Mr HAWKER (2:28 PM) —My question is addressed to the Treasurer.



The SPEAKER —I warn the member for McMillan! The member for Wannon has the call. He will start his question again.


Mr HAWKER —My question is addressed to the Treasurer. Would the Treasurer advise the House of the results of the latest survey of the Australian Bureau of Statistics quarterly business indicators, and what is the outlook for gross domestic product growth within Australia?


Mr COSTELLO (Treasurer) —I thank the honourable member for Wannon for his question, and I indicate to him that the business indicators released by the Australian Bureau of Statistics today show that inventories increased by 1.6 per cent in the March quarter after falling 0.5 per cent in the December quarter. This suggests that inventories will be substantially contributing to growth in the March quarter, with the national accounts due to be released on Wednesday. In addition, company gross operating profits increased by 1.4 per cent in the March quarter to be 8.6 per cent higher over the year. Company profits were up a very strong 20.7 per cent in the March quarter and are up 44 per cent over the year, which is pretty extraordinary really when you think about the year that the Australian economy has been through in relation to the international downturn, the war in Iraq, the threat of SARS, the increase in oil prices that were brought on by the war and, in addition to that, the drought.
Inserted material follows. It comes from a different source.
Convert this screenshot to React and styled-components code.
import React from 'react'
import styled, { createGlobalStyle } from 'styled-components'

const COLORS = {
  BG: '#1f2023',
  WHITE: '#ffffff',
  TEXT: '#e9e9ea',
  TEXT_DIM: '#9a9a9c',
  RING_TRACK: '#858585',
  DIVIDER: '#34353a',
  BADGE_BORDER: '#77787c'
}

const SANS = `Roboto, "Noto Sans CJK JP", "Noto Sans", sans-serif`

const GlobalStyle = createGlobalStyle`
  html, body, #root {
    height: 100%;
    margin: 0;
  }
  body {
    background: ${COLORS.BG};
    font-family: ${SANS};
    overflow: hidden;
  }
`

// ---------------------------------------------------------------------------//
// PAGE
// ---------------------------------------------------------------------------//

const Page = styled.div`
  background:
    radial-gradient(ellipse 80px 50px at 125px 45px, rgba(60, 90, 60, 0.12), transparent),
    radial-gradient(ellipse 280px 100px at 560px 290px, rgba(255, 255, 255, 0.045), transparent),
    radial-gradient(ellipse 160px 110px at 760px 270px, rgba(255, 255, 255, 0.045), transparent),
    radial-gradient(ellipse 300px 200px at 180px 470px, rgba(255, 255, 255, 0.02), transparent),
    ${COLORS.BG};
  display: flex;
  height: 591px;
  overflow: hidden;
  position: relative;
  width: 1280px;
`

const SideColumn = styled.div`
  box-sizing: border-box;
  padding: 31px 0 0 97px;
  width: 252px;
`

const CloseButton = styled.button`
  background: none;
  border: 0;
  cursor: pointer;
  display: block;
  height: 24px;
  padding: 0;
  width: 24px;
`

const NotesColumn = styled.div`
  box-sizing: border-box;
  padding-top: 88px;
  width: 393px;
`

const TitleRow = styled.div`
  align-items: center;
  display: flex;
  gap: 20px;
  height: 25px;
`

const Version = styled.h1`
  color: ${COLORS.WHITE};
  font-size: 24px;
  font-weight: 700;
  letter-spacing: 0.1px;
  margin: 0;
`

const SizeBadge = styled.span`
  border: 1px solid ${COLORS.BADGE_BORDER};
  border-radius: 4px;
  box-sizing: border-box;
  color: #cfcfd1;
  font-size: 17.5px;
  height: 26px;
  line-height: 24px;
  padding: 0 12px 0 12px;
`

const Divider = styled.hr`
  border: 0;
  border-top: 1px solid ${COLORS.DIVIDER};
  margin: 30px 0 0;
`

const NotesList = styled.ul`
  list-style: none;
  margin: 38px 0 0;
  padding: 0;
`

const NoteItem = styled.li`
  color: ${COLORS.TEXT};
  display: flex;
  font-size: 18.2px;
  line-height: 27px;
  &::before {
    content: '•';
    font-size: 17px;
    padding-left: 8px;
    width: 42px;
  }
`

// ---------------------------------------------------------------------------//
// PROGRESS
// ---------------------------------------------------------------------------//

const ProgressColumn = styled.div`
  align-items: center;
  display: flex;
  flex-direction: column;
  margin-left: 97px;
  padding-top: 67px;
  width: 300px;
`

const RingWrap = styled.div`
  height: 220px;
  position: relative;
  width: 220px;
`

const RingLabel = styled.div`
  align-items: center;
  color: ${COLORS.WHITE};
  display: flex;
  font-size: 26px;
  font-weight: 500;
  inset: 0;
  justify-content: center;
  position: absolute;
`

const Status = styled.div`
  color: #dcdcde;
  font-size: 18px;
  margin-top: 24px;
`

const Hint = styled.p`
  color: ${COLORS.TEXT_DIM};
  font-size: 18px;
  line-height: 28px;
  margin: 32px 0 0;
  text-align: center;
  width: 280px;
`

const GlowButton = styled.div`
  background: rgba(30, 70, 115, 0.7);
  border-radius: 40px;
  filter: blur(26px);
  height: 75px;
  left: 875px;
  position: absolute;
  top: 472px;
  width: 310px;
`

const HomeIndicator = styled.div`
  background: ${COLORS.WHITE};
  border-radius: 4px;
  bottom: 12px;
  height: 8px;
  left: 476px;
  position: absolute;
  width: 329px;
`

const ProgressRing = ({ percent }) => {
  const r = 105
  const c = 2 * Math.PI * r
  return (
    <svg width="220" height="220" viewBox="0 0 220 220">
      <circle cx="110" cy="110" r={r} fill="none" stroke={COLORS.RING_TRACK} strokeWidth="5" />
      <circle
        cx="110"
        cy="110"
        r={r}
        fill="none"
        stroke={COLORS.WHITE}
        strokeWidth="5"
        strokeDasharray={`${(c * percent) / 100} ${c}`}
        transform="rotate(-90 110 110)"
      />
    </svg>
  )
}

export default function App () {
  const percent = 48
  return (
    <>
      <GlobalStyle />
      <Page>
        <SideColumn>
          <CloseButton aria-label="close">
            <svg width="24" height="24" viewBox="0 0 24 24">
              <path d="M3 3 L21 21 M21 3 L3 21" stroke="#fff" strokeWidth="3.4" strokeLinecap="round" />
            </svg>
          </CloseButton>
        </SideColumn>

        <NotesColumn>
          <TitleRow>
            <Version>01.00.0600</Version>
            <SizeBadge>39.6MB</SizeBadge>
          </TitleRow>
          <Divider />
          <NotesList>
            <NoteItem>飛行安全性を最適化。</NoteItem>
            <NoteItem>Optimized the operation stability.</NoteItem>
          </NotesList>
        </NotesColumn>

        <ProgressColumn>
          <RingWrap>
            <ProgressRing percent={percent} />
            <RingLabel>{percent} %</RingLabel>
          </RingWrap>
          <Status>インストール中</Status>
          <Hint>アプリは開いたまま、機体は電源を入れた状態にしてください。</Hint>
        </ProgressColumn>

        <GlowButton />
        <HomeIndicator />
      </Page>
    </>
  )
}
Detracting from the March quarter national accounts, however, will be the rural sector. The impact of the rural sector is still flowing through into national accounts and, as has been pointed out before in this House by the Deputy Prime Minister, the minister for agriculture and others, the drought has not yet ended. The drought will be showing up in relation to the March quarter. It is a once-in-a-century drought; the worst ever recorded, according to Australian meteorological records. The main impact is that farm production in 2002-03 is expected to fall by 27 per cent and to detract one per cent from GDP growth. That is an extraordinary detraction from a once-in-a-century drought which has not yet ended. The fact that the Australian nonfarm economy continues to grow so strongly means that Australia continues to lead the industrialised world, notwithstanding such a significant downturn in relation to drought.
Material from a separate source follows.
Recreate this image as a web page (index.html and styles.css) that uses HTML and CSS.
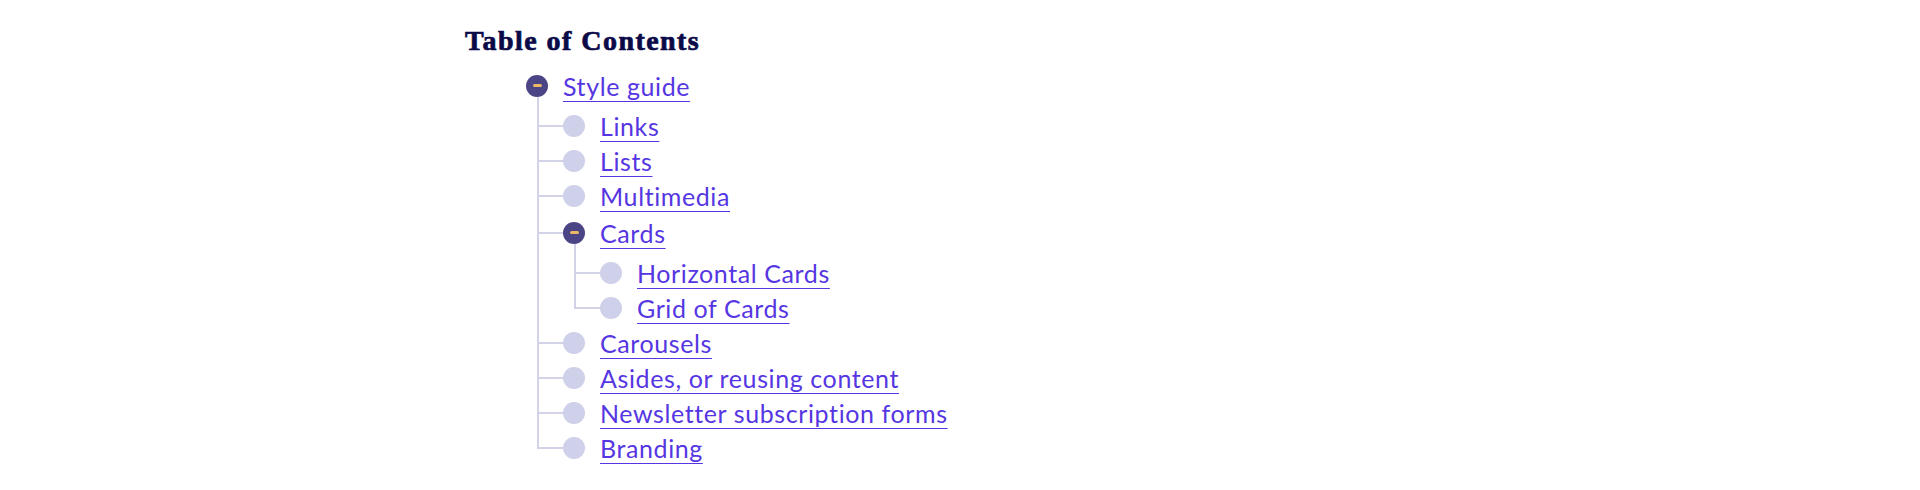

We hope that the drought will end. It has ended in some parts of Australia but not in all parts. Unless it rains very shortly, winter crops will not be able to be planted and will go through another season without contributing. In terms of farmers, that means that their incomes again will be very subdued and they will be drawing down on the assistance that the government has put in place in relation to drought assistance and farm management deposits.
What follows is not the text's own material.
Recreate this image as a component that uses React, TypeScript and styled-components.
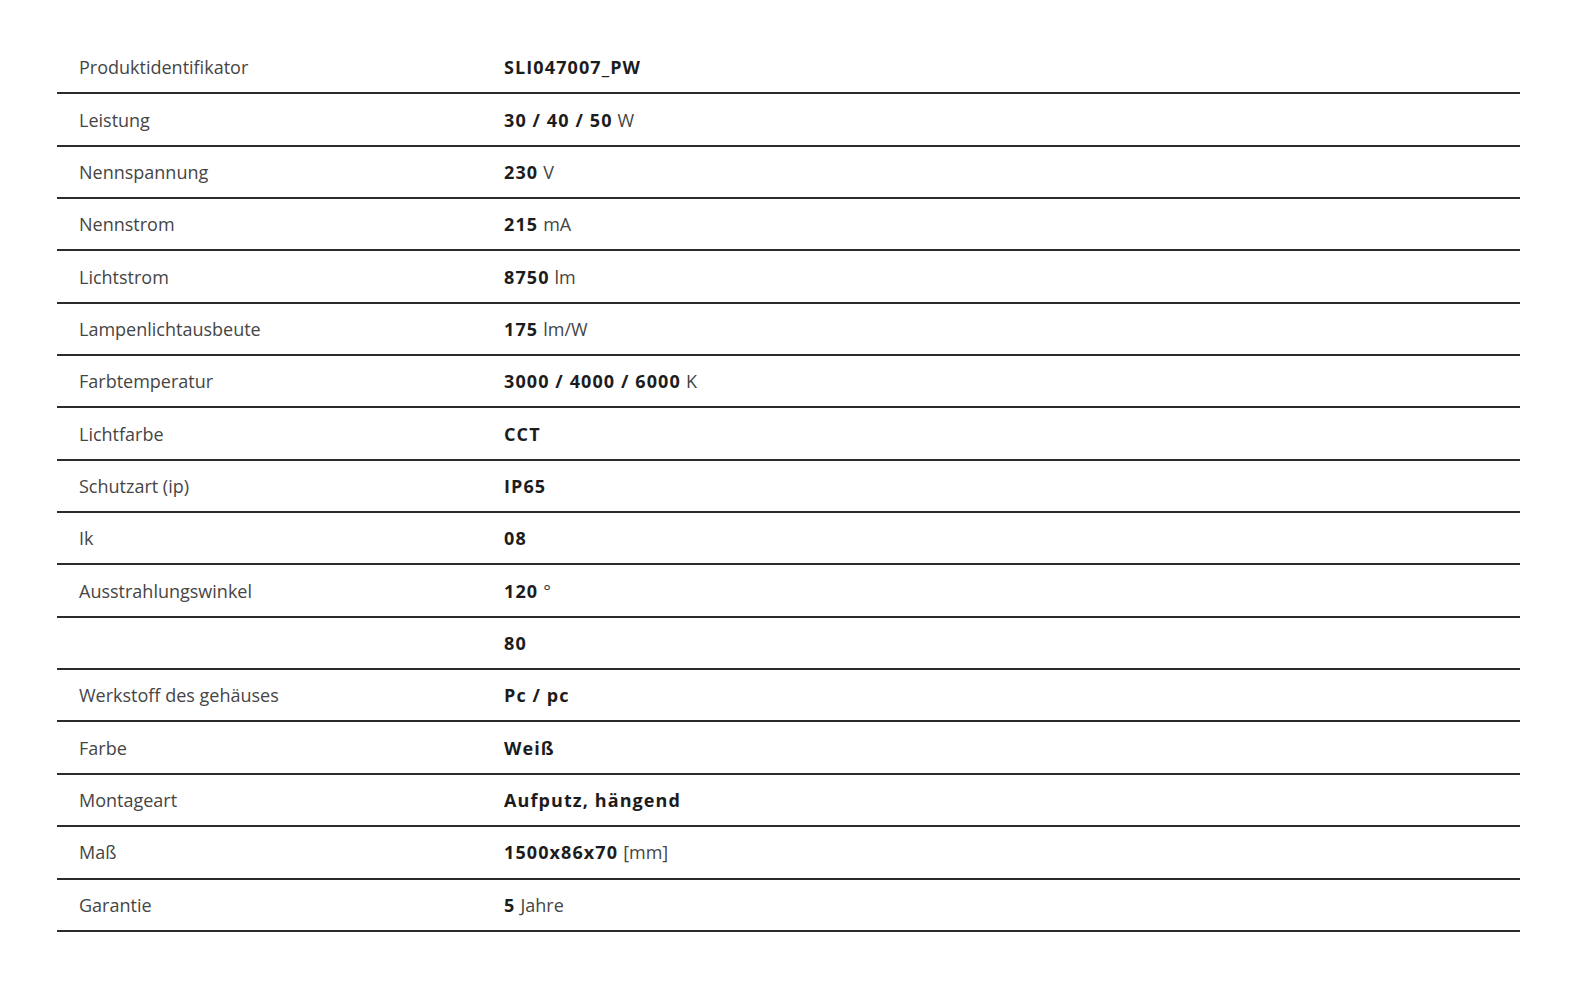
import styled, { createGlobalStyle } from 'styled-components';

type Spec = { label: string; value: string; unit?: string };

const specs: Spec[] = [
  { label: 'Produktidentifikator', value: 'SLI047007_PW' },
  { label: 'Leistung', value: '30 / 40 / 50', unit: 'W' },
  { label: 'Nennspannung', value: '230', unit: 'V' },
  { label: 'Nennstrom', value: '215', unit: 'mA' },
  { label: 'Lichtstrom', value: '8750', unit: 'lm' },
  { label: 'Lampenlichtausbeute', value: '175', unit: 'lm/W' },
  { label: 'Farbtemperatur', value: '3000 / 4000 / 6000', unit: 'K' },
  { label: 'Lichtfarbe', value: 'CCT' },
  { label: 'Schutzart (ip)', value: 'IP65' },
  { label: 'Ik', value: '08' },
  { label: 'Ausstrahlungswinkel', value: '120', unit: '°' },
  { label: '', value: '80' },
  { label: 'Werkstoff des gehäuses', value: 'Pc / pc' },
  { label: 'Farbe', value: 'Weiß' },
  { label: 'Montageart', value: 'Aufputz, hängend' },
  { label: 'Maß', value: '1500x86x70', unit: '[mm]' },
  { label: 'Garantie', value: '5', unit: 'Jahre' },
];

const GlobalStyle = createGlobalStyle`
  body {
    margin: 0;
    background: #ffffff;
    font-family: 'Open Sans', 'Noto Sans', sans-serif;
  }
`;

function App() {
  return (
    <>
      <GlobalStyle />
      <Page>
        <SpecTable>
          {specs.map((spec, i) => (
            <Row key={i}>
              <Label>{spec.label}</Label>
              <Value>
                <strong>{spec.value}</strong>
                {spec.unit && <Unit>{spec.unit}</Unit>}
              </Value>
            </Row>
          ))}
        </SpecTable>
      </Page>
    </>
  );
}

const Page = styled.div`
  min-height: 1000px;
  padding: 42px 0 0 57px;
  box-sizing: border-box;
`;

const SpecTable = styled.div`
  display: flex;
  flex-direction: column;
  width: 1463px;
`;

const Row = styled.div`
  display: grid;
  grid-template-columns: 447px 1fr;
  align-items: center;
  height: 52.35px;
  box-sizing: border-box;
  border-bottom: 2px solid #2b2b2b;
`;

const Label = styled.div`
  padding-left: 22px;
  font-size: 18px;
  color: #454545;
`;

const Value = styled.div`
  font-size: 18px;
  color: #1c1c1c;

  strong {
    font-weight: 700;
    letter-spacing: 1.1px;
  }
`;

const Unit = styled.span`
  margin-left: 5px;
  color: #454545;
`;

export default App;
The picture we get of the Australian economy again is this. In the midst of an international downturn and a once-in-a-century drought, the Australian economy continues to grow because the nonagricultural product is strong, led by company profits, underpinned by low interest rates and also underpinned by the fact that the new tax system takes taxes on business inputs out of the system and gives them an opportunity to invest and to grow. We have seen that those factors have been very significant in relation to the figures which have been released today.